%%

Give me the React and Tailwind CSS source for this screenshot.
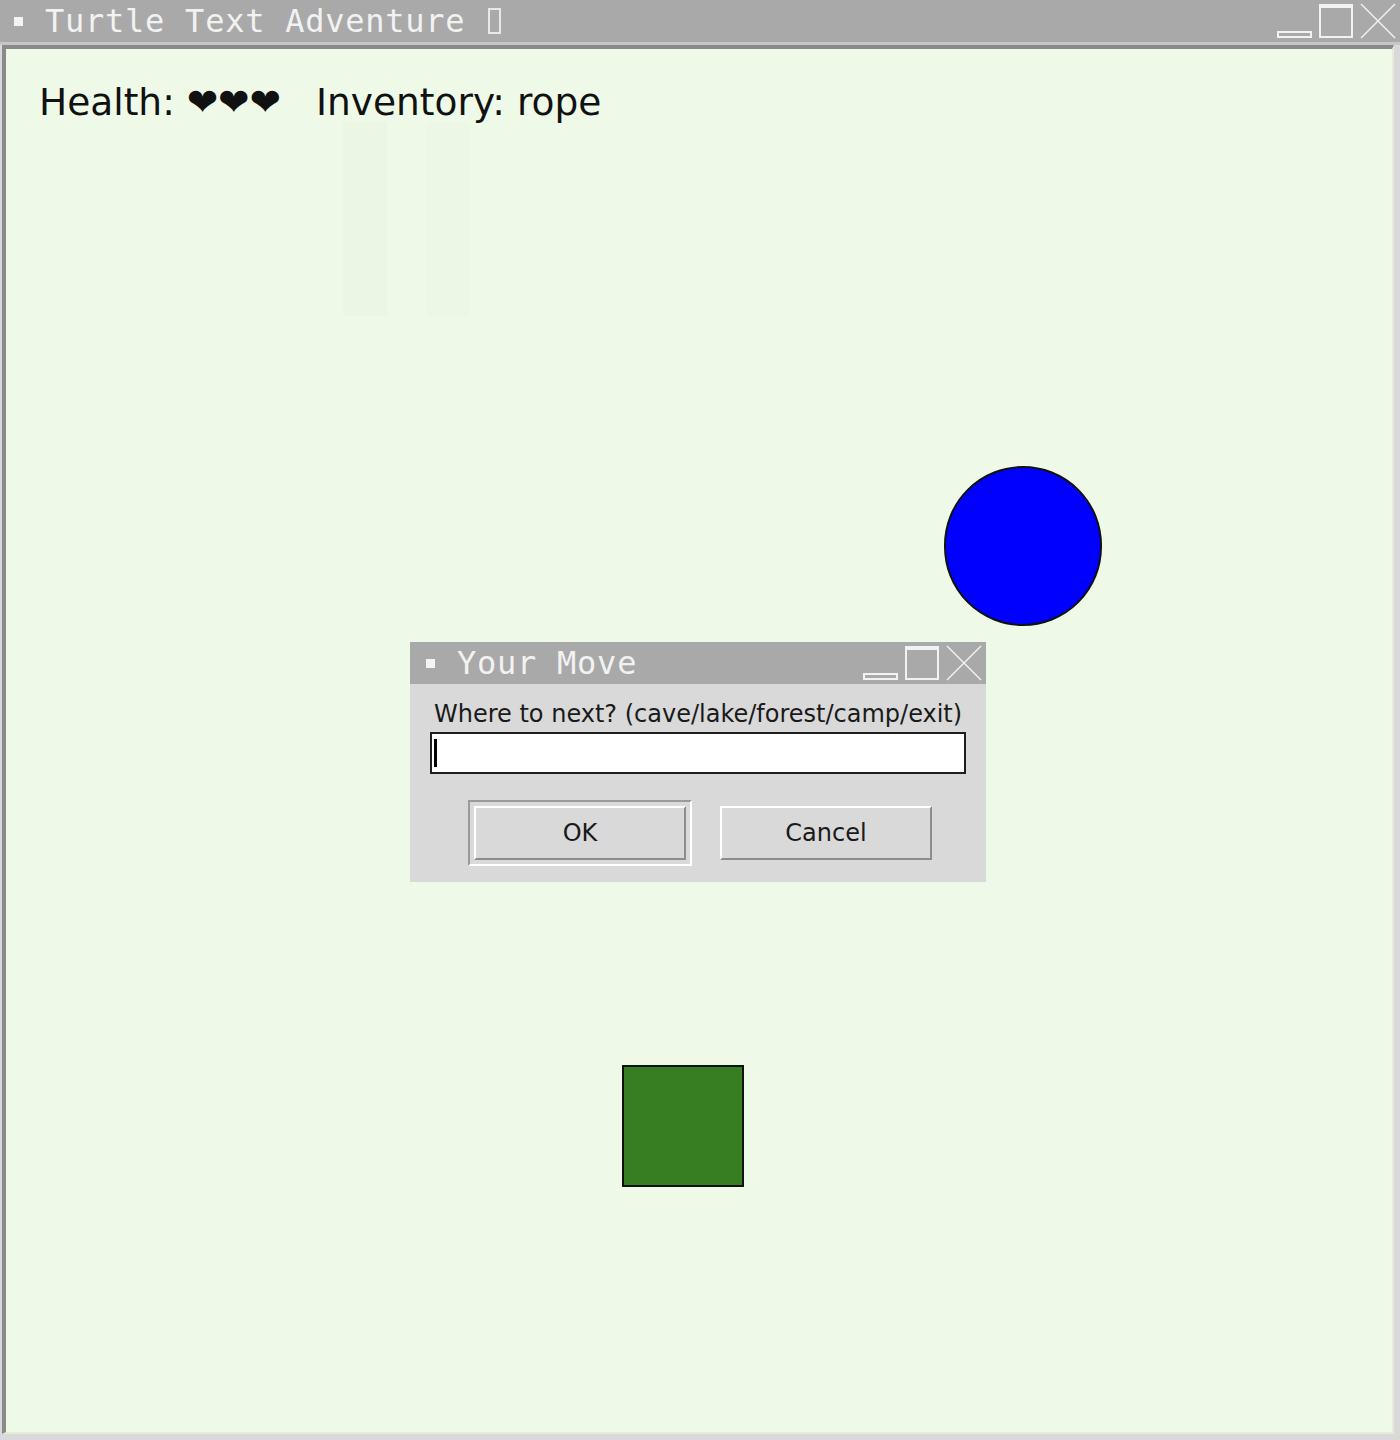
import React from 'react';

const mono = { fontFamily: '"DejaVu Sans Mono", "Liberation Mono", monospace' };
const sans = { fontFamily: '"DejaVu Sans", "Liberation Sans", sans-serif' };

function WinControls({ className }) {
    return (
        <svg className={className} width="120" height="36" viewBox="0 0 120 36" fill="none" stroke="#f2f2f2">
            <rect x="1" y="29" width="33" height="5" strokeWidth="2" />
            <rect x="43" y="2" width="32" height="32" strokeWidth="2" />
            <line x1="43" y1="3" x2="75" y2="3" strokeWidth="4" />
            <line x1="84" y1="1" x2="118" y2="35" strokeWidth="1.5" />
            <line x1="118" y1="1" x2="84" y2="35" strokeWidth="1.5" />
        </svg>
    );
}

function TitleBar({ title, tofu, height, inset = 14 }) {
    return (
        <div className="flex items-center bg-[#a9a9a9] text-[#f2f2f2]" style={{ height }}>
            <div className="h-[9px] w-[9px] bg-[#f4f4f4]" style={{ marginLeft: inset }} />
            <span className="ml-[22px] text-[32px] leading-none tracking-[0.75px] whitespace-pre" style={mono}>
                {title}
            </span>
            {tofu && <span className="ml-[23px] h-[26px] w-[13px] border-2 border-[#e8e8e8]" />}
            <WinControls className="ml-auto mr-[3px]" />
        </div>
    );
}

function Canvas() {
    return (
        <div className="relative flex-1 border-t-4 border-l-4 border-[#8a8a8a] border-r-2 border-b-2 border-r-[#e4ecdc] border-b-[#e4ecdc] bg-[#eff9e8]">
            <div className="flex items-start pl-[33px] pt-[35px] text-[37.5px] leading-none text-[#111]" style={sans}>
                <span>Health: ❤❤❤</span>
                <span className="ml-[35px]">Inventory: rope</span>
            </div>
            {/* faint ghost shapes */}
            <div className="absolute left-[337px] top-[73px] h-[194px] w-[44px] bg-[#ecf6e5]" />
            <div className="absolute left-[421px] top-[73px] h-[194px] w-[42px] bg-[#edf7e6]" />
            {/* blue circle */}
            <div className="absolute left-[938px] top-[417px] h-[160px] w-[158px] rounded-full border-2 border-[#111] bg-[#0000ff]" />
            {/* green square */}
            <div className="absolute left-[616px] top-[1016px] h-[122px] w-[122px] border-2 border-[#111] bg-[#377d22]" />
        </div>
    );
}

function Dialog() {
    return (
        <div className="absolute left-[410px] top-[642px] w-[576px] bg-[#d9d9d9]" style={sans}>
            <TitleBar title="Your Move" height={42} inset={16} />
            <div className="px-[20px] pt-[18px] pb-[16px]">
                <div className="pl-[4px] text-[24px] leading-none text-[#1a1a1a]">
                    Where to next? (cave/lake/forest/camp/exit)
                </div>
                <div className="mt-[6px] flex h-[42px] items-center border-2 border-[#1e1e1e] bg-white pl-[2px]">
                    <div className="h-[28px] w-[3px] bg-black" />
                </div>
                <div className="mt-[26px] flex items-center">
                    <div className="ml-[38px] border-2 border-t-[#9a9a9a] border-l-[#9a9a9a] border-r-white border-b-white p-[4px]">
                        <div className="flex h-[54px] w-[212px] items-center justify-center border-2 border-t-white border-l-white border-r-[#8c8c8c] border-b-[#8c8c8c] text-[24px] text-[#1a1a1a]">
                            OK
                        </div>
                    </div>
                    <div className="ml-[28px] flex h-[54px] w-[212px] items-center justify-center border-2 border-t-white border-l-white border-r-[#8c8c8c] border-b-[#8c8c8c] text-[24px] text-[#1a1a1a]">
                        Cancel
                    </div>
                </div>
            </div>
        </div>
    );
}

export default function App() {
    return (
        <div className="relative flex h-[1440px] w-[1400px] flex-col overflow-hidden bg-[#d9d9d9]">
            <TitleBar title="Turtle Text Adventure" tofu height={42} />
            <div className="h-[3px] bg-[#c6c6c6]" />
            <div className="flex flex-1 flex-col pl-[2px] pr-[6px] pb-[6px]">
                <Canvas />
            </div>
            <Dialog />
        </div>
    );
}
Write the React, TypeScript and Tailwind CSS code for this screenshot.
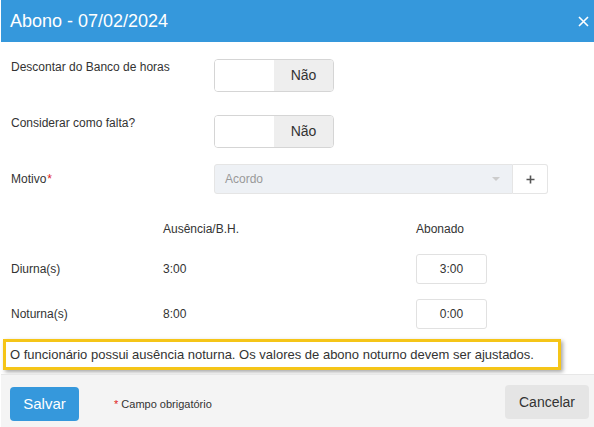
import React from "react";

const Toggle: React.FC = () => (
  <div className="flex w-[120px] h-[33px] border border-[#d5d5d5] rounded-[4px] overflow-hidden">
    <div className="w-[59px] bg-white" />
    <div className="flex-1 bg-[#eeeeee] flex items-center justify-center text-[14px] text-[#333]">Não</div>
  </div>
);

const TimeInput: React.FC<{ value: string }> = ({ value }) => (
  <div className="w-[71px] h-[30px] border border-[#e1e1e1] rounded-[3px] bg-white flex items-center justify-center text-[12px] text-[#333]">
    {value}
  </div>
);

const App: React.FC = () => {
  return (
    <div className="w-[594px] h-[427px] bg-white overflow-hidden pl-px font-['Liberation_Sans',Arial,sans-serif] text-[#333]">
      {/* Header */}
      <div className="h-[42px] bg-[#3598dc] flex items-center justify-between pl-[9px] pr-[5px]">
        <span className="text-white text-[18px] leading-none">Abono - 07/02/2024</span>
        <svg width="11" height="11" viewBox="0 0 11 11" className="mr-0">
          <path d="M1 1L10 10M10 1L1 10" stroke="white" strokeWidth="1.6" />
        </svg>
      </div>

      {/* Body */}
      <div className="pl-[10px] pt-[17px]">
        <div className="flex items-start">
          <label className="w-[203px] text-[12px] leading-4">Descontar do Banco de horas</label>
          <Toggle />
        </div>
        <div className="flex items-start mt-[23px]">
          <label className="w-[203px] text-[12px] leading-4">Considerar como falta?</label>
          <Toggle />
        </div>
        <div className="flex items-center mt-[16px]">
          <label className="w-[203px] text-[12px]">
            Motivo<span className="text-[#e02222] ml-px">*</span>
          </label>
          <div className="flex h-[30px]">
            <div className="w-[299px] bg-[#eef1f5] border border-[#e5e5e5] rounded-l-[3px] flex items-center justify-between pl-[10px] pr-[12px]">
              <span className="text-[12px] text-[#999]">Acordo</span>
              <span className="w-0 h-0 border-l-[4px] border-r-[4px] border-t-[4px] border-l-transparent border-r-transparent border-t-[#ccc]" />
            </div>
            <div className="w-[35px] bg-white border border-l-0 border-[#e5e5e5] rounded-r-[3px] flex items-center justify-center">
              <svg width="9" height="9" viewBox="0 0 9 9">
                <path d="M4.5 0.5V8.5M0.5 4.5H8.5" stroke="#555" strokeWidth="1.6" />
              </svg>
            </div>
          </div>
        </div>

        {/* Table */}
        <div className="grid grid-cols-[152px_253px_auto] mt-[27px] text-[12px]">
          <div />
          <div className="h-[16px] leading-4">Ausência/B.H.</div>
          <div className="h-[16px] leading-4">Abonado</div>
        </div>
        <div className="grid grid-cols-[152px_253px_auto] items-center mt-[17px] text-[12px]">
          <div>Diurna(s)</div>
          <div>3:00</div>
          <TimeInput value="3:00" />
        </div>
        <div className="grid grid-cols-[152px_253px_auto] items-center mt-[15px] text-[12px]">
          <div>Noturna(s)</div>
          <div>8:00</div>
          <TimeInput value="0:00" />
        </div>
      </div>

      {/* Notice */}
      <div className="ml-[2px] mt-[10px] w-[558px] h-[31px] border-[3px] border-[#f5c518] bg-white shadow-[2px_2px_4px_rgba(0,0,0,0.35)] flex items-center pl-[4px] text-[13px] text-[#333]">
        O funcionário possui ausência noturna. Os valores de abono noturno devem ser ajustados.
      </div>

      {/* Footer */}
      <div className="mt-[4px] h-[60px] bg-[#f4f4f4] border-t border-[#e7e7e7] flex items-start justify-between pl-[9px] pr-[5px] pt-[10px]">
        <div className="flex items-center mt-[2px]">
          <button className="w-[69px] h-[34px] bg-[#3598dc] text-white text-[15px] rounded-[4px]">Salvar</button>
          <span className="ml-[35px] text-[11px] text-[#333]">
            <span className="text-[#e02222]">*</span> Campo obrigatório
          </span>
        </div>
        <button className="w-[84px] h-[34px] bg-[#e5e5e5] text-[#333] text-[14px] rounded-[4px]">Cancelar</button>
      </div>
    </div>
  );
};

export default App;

%%

**INSTRUCTIONS FOR THE TASK:** In the records above, locate every line with the string "this" and copy it.

**EXERCISE RESPONSE:**
Give me the React and Tailwind CSS source for this screenshot.
Write the React, TypeScript and Tailwind CSS code for this screenshot.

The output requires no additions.